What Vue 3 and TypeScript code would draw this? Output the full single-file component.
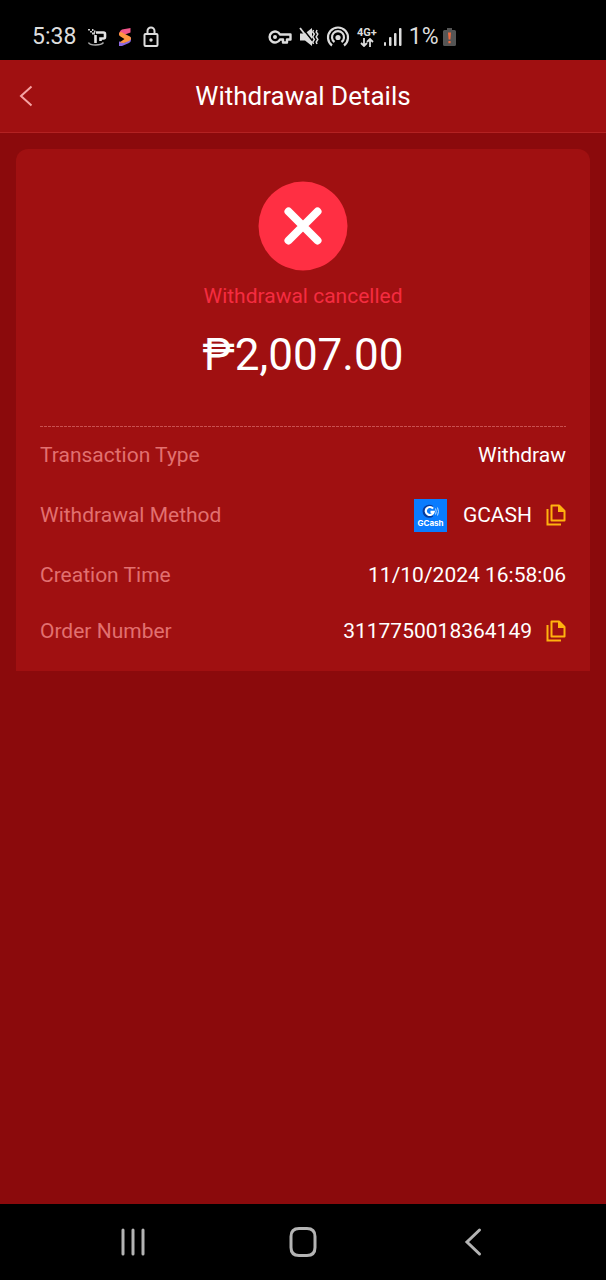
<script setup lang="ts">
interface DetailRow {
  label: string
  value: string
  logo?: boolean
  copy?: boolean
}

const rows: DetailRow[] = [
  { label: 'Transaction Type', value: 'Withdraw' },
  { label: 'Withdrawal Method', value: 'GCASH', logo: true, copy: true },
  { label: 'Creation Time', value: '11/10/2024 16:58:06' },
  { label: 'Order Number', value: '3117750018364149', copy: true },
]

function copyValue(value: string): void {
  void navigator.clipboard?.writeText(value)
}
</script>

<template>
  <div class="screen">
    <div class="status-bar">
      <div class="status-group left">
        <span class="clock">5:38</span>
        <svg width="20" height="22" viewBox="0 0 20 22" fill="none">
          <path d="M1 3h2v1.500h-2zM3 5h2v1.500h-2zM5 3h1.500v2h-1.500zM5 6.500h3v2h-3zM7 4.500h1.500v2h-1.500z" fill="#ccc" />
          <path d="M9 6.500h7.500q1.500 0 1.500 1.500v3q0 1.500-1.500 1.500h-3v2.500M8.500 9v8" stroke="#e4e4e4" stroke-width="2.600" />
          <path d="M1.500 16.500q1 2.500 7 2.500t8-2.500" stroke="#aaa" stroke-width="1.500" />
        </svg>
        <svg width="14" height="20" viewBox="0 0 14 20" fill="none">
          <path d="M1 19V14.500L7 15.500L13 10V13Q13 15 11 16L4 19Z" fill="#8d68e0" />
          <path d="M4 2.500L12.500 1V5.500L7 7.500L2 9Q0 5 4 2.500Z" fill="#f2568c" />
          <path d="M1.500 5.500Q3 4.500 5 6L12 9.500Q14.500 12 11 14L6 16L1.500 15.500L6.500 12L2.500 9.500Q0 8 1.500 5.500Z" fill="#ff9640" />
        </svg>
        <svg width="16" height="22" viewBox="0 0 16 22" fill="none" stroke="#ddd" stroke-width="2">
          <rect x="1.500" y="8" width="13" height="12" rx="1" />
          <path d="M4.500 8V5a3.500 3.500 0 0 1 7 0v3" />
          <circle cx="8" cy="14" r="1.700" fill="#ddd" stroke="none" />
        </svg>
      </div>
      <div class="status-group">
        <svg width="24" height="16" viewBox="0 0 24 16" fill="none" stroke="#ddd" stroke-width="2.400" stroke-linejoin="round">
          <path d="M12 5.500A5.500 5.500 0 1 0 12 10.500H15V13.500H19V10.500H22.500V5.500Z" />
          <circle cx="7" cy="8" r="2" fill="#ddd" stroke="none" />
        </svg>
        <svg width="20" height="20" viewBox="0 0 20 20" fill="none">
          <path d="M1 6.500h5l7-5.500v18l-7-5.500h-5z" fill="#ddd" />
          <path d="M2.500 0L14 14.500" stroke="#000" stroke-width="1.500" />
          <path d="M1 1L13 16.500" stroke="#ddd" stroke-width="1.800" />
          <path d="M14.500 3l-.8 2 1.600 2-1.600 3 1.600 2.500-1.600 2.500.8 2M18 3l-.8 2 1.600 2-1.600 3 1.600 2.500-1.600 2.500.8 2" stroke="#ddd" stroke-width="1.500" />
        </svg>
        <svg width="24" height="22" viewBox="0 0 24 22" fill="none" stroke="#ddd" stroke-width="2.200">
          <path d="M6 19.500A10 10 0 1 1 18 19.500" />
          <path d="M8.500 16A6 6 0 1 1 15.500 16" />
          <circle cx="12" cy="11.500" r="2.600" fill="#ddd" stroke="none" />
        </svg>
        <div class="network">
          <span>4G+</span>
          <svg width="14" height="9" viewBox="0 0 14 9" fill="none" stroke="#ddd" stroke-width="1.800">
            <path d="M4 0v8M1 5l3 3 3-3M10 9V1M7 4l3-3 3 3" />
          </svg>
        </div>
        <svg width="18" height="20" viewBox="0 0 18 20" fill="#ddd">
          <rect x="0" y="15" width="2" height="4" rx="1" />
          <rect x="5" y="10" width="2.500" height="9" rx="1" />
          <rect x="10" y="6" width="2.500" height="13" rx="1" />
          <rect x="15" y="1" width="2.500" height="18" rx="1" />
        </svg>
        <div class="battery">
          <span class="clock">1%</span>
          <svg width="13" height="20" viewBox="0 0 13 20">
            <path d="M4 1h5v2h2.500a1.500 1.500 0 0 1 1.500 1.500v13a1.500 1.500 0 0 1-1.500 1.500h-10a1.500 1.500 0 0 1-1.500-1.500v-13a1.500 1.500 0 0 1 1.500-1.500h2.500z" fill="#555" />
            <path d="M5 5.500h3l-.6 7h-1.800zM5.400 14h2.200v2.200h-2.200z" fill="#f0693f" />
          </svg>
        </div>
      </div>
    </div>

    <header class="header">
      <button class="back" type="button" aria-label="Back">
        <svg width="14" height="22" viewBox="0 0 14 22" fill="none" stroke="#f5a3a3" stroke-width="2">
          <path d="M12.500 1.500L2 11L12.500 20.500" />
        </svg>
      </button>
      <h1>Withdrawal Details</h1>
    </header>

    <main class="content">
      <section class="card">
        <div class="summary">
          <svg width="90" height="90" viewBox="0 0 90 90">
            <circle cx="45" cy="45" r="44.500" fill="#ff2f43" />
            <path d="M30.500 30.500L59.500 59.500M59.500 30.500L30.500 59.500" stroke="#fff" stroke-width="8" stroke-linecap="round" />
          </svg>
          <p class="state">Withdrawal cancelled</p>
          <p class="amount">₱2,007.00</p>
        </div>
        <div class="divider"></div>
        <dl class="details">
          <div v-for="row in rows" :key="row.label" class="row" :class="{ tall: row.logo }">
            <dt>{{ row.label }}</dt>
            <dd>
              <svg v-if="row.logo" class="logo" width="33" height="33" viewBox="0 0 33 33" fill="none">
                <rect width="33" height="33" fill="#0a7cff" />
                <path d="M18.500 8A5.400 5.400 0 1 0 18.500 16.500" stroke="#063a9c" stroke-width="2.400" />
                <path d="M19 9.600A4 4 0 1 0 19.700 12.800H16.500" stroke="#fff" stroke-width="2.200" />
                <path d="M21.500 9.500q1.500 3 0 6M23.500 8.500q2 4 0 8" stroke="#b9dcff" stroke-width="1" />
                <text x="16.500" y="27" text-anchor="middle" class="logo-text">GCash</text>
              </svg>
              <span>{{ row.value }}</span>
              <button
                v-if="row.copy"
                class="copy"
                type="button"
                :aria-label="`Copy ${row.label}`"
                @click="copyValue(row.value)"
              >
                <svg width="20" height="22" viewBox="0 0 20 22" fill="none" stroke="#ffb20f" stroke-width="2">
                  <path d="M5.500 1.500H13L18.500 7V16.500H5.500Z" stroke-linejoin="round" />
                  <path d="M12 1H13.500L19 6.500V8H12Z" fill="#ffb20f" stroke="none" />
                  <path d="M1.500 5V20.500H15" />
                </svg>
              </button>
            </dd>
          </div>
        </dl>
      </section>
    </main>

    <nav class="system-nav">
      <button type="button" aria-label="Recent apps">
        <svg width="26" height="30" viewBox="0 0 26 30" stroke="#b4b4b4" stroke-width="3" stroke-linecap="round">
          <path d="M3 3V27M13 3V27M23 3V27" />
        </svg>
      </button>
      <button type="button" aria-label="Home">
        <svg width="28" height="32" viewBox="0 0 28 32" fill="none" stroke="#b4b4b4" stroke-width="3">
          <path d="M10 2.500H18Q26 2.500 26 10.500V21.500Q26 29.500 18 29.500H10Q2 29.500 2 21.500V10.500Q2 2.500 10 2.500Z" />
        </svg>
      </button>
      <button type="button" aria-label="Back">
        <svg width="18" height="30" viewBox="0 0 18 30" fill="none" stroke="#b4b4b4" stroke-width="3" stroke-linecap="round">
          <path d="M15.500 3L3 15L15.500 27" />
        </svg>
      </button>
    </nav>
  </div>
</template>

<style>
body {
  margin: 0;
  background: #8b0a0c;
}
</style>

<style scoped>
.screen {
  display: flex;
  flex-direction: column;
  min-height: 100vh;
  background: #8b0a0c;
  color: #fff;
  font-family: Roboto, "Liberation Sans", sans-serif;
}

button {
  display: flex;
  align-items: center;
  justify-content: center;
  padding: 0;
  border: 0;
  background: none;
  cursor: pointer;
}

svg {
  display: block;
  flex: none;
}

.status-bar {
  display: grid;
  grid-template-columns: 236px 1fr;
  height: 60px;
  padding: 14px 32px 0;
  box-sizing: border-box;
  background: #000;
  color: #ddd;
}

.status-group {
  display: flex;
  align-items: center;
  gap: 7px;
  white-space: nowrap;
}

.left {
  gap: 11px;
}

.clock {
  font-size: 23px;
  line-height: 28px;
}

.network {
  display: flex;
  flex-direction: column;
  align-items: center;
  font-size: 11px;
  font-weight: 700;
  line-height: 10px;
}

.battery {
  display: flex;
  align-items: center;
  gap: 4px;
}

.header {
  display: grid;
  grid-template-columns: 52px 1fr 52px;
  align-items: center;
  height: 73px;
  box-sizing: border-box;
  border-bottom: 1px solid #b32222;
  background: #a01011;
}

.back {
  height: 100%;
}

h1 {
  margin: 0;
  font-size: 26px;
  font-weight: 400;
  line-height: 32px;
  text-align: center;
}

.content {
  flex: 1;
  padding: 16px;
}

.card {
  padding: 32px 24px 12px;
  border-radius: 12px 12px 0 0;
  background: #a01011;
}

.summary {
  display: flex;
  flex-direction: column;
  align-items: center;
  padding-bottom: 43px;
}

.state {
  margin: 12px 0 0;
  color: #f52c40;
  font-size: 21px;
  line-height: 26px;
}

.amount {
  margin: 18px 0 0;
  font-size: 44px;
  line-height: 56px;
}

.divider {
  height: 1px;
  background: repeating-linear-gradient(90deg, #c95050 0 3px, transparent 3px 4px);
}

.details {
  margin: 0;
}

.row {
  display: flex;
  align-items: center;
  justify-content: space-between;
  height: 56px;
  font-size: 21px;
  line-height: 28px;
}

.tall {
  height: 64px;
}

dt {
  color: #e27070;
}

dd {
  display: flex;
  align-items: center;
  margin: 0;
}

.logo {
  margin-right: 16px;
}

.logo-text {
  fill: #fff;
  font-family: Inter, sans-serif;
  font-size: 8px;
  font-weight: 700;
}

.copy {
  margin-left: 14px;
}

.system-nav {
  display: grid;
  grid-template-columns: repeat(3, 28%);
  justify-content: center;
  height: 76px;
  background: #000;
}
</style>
...
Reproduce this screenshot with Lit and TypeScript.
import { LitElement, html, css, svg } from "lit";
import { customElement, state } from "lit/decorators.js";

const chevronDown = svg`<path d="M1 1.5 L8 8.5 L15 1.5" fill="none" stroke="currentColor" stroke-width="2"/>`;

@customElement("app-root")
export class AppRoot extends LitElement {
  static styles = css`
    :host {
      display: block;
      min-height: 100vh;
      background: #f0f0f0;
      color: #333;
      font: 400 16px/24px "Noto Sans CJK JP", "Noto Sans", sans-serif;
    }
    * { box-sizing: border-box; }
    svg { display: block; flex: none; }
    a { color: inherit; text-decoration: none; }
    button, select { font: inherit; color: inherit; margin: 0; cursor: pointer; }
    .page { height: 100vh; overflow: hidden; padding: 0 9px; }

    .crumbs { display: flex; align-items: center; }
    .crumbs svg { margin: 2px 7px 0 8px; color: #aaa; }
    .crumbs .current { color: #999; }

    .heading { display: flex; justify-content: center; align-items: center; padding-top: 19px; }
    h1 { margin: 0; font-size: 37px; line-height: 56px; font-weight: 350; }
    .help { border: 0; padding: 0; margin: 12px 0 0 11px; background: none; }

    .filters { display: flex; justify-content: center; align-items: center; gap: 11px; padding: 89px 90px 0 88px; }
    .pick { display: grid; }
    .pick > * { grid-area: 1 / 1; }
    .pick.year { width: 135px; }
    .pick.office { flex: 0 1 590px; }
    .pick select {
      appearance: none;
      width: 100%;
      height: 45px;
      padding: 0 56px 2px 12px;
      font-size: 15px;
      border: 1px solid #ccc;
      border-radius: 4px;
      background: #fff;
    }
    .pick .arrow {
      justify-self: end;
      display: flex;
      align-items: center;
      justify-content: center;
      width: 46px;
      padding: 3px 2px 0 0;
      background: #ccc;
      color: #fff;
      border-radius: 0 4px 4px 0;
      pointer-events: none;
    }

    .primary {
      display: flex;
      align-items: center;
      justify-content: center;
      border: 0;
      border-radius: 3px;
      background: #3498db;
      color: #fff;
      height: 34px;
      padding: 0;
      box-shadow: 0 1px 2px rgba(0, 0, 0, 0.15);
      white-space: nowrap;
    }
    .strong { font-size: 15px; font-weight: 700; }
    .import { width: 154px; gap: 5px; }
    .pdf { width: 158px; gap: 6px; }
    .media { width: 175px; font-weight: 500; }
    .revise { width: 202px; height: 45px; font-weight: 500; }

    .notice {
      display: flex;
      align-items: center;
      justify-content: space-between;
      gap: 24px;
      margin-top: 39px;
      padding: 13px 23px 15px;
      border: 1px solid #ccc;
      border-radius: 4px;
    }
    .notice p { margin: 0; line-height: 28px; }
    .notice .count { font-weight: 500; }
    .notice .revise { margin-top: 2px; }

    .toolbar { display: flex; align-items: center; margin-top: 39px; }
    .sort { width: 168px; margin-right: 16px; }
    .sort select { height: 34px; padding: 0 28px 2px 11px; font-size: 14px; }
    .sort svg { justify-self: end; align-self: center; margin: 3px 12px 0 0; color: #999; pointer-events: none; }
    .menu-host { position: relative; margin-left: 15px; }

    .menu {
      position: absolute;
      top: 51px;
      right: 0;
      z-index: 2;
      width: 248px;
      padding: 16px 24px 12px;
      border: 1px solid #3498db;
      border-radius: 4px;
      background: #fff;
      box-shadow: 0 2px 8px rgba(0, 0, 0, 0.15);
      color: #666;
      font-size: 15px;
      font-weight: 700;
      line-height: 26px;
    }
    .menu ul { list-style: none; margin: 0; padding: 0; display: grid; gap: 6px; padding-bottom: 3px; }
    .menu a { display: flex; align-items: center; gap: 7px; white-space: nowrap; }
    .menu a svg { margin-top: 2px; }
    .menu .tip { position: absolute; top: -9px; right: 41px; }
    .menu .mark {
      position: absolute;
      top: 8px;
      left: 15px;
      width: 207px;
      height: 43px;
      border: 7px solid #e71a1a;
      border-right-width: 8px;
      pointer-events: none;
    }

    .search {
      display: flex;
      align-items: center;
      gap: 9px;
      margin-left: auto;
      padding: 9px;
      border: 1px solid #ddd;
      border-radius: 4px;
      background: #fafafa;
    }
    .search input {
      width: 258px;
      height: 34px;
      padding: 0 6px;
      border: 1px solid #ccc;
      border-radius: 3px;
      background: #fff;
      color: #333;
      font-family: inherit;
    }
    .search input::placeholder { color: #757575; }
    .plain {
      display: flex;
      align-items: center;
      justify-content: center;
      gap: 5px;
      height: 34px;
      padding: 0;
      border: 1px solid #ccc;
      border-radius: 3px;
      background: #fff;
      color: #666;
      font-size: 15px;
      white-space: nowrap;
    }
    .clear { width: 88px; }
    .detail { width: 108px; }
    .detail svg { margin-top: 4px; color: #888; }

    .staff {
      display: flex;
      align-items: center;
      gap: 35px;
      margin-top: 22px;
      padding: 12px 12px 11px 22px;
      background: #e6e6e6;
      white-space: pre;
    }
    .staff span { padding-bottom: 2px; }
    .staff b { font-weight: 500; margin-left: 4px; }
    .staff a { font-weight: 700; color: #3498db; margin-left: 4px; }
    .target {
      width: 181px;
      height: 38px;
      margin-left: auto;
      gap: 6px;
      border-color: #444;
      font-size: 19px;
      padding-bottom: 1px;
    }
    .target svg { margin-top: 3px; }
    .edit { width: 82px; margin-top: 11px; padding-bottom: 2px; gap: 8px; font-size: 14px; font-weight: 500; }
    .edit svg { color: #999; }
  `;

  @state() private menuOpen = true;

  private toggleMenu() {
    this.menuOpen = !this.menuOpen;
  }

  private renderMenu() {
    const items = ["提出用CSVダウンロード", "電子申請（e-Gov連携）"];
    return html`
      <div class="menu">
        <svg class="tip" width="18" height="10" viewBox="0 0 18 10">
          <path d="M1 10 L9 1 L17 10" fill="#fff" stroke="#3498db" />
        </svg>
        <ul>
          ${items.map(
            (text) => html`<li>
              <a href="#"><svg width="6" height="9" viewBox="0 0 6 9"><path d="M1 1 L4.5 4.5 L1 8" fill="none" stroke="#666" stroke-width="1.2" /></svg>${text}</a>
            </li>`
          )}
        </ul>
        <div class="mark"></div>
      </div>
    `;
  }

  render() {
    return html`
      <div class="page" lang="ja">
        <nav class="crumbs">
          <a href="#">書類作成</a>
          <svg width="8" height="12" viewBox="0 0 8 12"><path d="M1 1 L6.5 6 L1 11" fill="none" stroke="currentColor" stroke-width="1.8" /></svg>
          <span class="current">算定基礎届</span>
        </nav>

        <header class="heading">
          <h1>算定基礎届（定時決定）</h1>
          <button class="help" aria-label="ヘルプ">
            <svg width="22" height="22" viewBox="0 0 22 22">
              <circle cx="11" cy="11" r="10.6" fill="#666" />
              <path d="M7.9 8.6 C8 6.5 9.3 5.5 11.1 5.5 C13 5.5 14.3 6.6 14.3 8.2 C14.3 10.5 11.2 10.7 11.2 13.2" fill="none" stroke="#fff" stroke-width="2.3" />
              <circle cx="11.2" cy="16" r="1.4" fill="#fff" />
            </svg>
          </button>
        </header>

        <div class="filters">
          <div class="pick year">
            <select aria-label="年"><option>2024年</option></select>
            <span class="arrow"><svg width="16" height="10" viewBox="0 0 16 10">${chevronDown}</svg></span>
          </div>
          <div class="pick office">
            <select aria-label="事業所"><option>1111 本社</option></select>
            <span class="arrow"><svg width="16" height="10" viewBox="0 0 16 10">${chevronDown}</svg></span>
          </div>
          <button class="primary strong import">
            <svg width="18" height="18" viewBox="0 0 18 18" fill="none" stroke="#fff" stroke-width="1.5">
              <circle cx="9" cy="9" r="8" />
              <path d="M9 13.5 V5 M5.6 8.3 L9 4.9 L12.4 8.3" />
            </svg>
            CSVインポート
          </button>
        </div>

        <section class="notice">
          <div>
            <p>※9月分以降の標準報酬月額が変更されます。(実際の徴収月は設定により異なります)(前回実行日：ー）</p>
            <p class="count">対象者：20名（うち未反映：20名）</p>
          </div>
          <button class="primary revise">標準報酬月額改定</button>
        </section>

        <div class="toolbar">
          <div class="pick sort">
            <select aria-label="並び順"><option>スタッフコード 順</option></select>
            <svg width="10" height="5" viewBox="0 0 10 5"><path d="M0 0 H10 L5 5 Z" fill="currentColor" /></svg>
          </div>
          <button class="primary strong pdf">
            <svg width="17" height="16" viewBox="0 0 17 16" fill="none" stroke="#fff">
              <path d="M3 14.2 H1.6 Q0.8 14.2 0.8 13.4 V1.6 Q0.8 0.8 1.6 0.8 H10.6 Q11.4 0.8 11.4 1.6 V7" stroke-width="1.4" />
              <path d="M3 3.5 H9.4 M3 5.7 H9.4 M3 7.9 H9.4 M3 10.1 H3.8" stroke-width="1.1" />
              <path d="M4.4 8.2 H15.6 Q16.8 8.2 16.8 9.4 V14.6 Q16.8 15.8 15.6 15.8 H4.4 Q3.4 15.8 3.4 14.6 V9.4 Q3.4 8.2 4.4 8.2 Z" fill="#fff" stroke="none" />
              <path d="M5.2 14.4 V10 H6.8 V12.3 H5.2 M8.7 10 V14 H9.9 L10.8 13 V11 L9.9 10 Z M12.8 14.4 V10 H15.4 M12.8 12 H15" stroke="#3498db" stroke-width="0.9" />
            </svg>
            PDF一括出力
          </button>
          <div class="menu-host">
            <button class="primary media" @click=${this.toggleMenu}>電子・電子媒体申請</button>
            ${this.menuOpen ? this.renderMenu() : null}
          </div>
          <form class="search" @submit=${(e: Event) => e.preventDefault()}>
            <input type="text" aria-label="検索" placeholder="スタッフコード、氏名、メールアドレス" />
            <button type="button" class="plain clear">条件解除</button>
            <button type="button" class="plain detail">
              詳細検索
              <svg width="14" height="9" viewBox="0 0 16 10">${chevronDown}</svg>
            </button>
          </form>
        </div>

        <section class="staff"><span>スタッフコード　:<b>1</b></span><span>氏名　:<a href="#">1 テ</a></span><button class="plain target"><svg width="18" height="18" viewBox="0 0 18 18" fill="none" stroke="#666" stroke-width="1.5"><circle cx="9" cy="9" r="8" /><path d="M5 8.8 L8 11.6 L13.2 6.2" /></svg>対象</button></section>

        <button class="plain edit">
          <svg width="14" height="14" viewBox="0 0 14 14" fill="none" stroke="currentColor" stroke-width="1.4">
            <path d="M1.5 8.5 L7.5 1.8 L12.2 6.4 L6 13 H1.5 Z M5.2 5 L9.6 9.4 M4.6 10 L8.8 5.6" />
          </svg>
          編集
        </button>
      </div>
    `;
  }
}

> **Required task**
Begin at the line that has "Reproduce this screenshot" in the entries above; stop after the line that has "1.5 L8 8.5 L15". Transcribe exactly those lines and no others.

> **Answer to the problem**
Reproduce this screenshot with Lit and TypeScript.
import { LitElement, html, css, svg } from "lit";
import { customElement, state } from "lit/decorators.js";

const chevronDown = svg`<path d="M1 1.5 L8 8.5 L15 1.5" fill="none" stroke="currentColor" stroke-width="2"/>`;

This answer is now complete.